My father had an expression for a thing that turned out bad. He’d say it had gone west. But going west always sounded pretty good to me. After all, westwards is the path of the sun. And through as much history as I know of, people have moved west to settle and find freedom. But our world had gone north, truly gone north, and just how far north I was beginning to learn.
Out on the frontier of a failed state, Makepeace — sheriff and perhaps last citizen — patrols a city’s ruins, salvaging books but keeping the guns in good repair.
Into this cold land comes shocking evidence that life might be flourishing elsewhere: a refugee emerges from the vast emptiness of forest, whose existence inspires Makepeace to reconnect with human society and take to the road, armed with rough humor and an unlikely ration of optimism.
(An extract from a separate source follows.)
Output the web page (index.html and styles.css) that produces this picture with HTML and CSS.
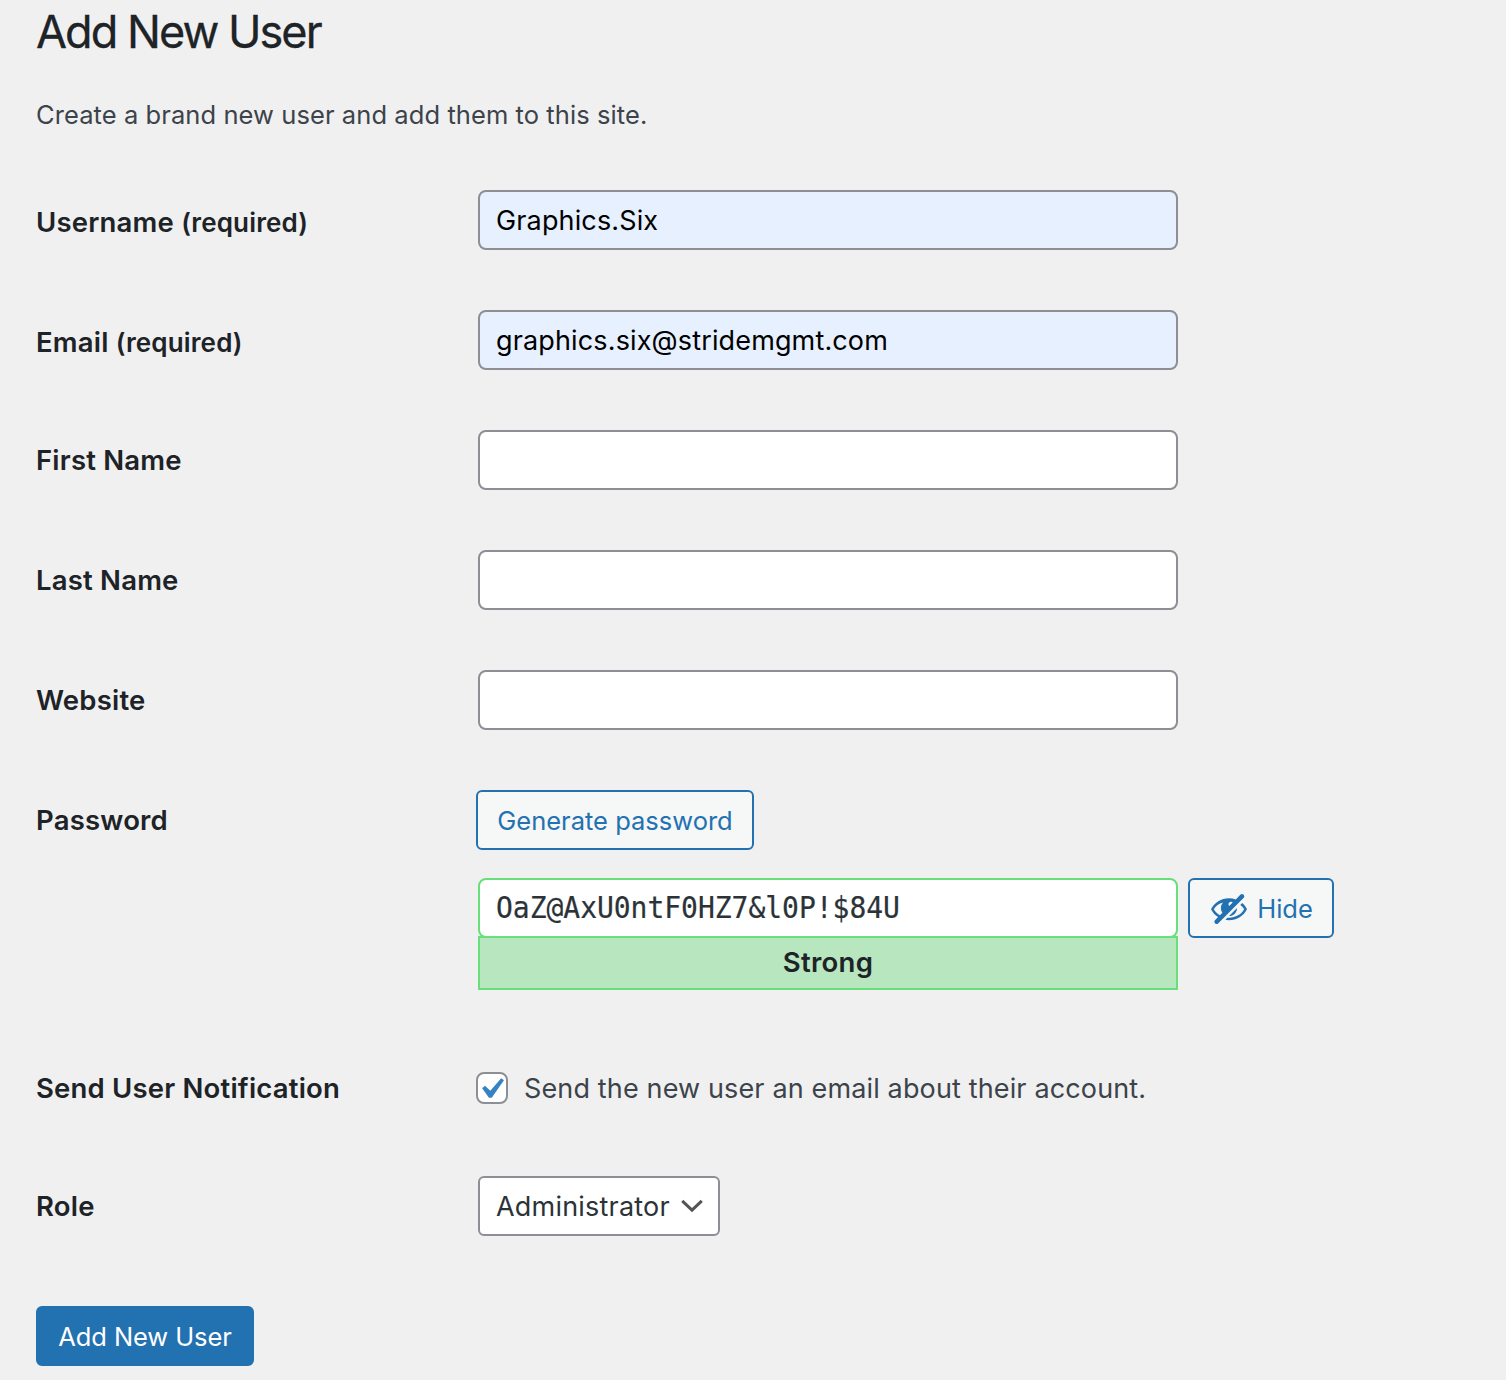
FILE: index.html
```html
<!DOCTYPE html>
<html lang="en">
<head>
<meta charset="utf-8">
<title>Add New User</title>
<link rel="stylesheet" href="styles.css">
</head>
<body>
<main class="page">
  <h1 class="title">Add New User</h1>
  <p class="intro">Create a brand new user and add them to this site.</p>
  <form class="form">
    <div class="row"><label class="label">Username <span class="required">(required)</span></label><div class="field autofill">Graphics.Six</div></div>
    <div class="row"><label class="label">Email <span class="required">(required)</span></label><div class="field autofill">graphics.six@stridemgmt.com</div></div>
    <div class="row"><label class="label raised">First Name</label><div class="field"></div></div>
    <div class="row"><label class="label raised">Last Name</label><div class="field"></div></div>
    <div class="row"><label class="label raised">Website</label><div class="field"></div></div>
    <div class="row row-password">
      <label class="label raised">Password</label>
      <div class="password">
        <button type="button" class="button generate">Generate password</button>
        <div class="password-line">
          <div class="password-box">
            <div class="field secret"><span class="secret-text">OaZ@AxU0ntF0HZ7&amp;l0P!$84U</span></div>
            <div class="strength">Strong</div>
          </div>
          <button type="button" class="button hide">
            <svg class="eye" viewBox="0 0 20 20"><path d="M17.2 3.3l.16.17c.39.39.39 1.02 0 1.41L4.55 17.7c-.39.39-1.03.39-1.41 0l-.17-.17c-.39-.39-.39-1.02 0-1.41l1.59-1.6c-1.57-1-2.76-2.3-3.56-3.93.81-1.65 2.03-2.98 3.64-3.99S8.04 5.09 10 5.09c1.2 0 2.33.21 3.4.6l2.38-2.39c.39-.39 1.03-.39 1.42 0zm-7.09 4.01c-.23.25-.34.54-.34.88 0 .31.12.58.31.81l1.8-1.79c-.13-.12-.28-.21-.45-.26-.11-.01-.28-.03-.49-.04-.33.03-.6.16-.83.4zM2.4 10.59c.69 1.23 1.71 2.25 3.05 3.05l1.28-1.28c-.51-.69-.77-1.47-.77-2.36 0-1.06.36-1.98 1.09-2.76-1.04.27-1.96.7-2.76 1.26-.8.58-1.43 1.27-1.89 2.09zm13.22-2.13l.96-.96c1.02.86 1.83 1.89 2.42 3.09-.81 1.65-2.03 2.98-3.64 3.99s-3.4 1.51-5.36 1.51c-.63 0-1.24-.07-1.83-.18l1.07-1.07c.25.02.5.05.76.05 1.63 0 3.13-.4 4.5-1.21s2.4-1.84 3.1-3.09c-.46-.82-1.09-1.51-1.89-2.09-.03-.01-.06-.03-.09-.04zm-5.58 5.58l4-4c-.01 1.1-.41 2.04-1.18 2.81-.78.78-1.72 1.18-2.82 1.19z"/></svg>
            <span>Hide</span>
          </button>
        </div>
      </div>
    </div>
    <div class="row row-notify">
      <label class="label">Send User Notification</label>
      <label class="notify"><span class="checkbox"><svg viewBox="0 0 20 20"><path d="M14.83 4.89l1.34.94-5.81 8.38H9.02L5.78 9.67l1.34-1.25 2.57 2.4z"/></svg></span><span>Send the new user an email about their account.</span></label>
    </div>
    <div class="row row-role">
      <label class="label">Role</label>
      <div class="select"><span>Administrator</span><svg viewBox="0 0 32 32"><path d="M6.2 10.8l9.8 9.4 9.8-9.4"/></svg></div>
    </div>
    <button type="button" class="button primary">Add New User</button>
  </form>
</main>
</body>
</html>
```
FILE: styles.css
```css
* { box-sizing: border-box; }
body {
  margin: 0;
  background: #f0f0f1;
  color: #3c434a;
  font-family: Inter, "Liberation Sans", sans-serif;
  font-size: 27px;
  letter-spacing: 0.14px;
}
.page { height: 1380px; padding: 2px 36px 0; overflow: hidden; }
.title { margin: 0; font-size: 45px; line-height: 60px; font-weight: 400; color: #1d2327; letter-spacing: -1.95px; -webkit-text-stroke: 0.3px currentColor; }
.intro { margin: 34px 0 0; font-size: 25.5px; line-height: 38px; letter-spacing: 0.08px; }
.form { margin-top: 56px; }
.row { display: flex; align-items: flex-start; height: 120px; }
.label {
  width: 442px; flex: none; padding-top: 15px; line-height: 34px; font-weight: 600;
  color: #1d2327; font-size: 27.5px; letter-spacing: 0.2px;
}
.raised { padding-top: 13px; }
.required { font-size: 26px; letter-spacing: 0.15px; }
.field {
  width: 700px; height: 60px; padding: 1px 16px 0; border: 2px solid #8c8f94; border-radius: 8px;
  background: #fff; color: #2c3338; line-height: 56px; white-space: nowrap;
}
.autofill { background: #e7f0fe; color: #000; }
.button {
  display: flex; align-items: center; justify-content: center; height: 60px; padding: 0;
  border: 2px solid #2271b1; border-radius: 6px; background: #f6f7f7; color: #2271b1;
  font-family: inherit; font-size: 25.5px; letter-spacing: 0; white-space: nowrap;
}
.row-password { height: 282px; }
.generate { width: 278px; margin-left: -2px; }
.password-line { display: flex; gap: 10px; margin-top: 28px; }
.secret { padding-top: 0; border-color: #68de7c; font-family: "DejaVu Sans Mono", monospace; font-size: 28px; letter-spacing: -0.03px; }
.secret-text { display: inline-block; transform: scaleY(1.07); -webkit-text-stroke: 0.2px currentColor; }
.strength {
  height: 54px; margin-top: -2px; border: 2px solid #68de7c; background: #b8e6bf; color: #1d2327;
  text-align: center; font-size: 27.5px; font-weight: 600; letter-spacing: 0.3px; line-height: 48px;
}
.hide { width: 146px; gap: 8px; }
.eye { width: 40px; height: 40px; fill: currentColor; }
.row-notify { height: 104px; }
.row-notify .label { padding-top: 0; margin-top: -1px; }
.notify { display: flex; align-items: center; height: 32px; margin-left: -2px; gap: 16px; white-space: nowrap; }
.checkbox { width: 32px; height: 32px; border: 2px solid #8c8f94; border-radius: 8px; background: #fff; }
.checkbox svg { display: block; width: 42px; height: 42px; margin: -6px 0 0 -8px; fill: #3582c4; }
.row-role { height: 130px; }
.row-role .label { padding-top: 13px; }
.select {
  display: flex; align-items: center; justify-content: space-between; width: 242px; height: 60px;
  padding: 0 10px 0 16px; border: 2px solid #8c8f94; border-radius: 6px; background: #fff; color: #2c3338;
  letter-spacing: 0.2px;
}
.select svg { width: 32px; height: 32px; flex: none; margin-left: -4px; fill: none; stroke: #555; stroke-width: 3; }
.primary { width: 218px; background: #2271b1; color: #fff; letter-spacing: -0.1px; }
```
What Makepeace finds is a world unraveling: stockaded villages enforcing an uncertain justice and hidden work camps laboring to harness the little-understood technologies of a vanished civilization. But Makepeace’s journey — rife with danger — also leads to an unexpected redemption.
Far North takes the reader on a quest through an unforgettable arctic landscape, from humanity’s origins to its possible end. Haunting, spare, yet stubbornly hopeful, the novel is suffused with an ecstatic awareness of the world’s fragility and beauty, and its ability to recover from our worst trespasses.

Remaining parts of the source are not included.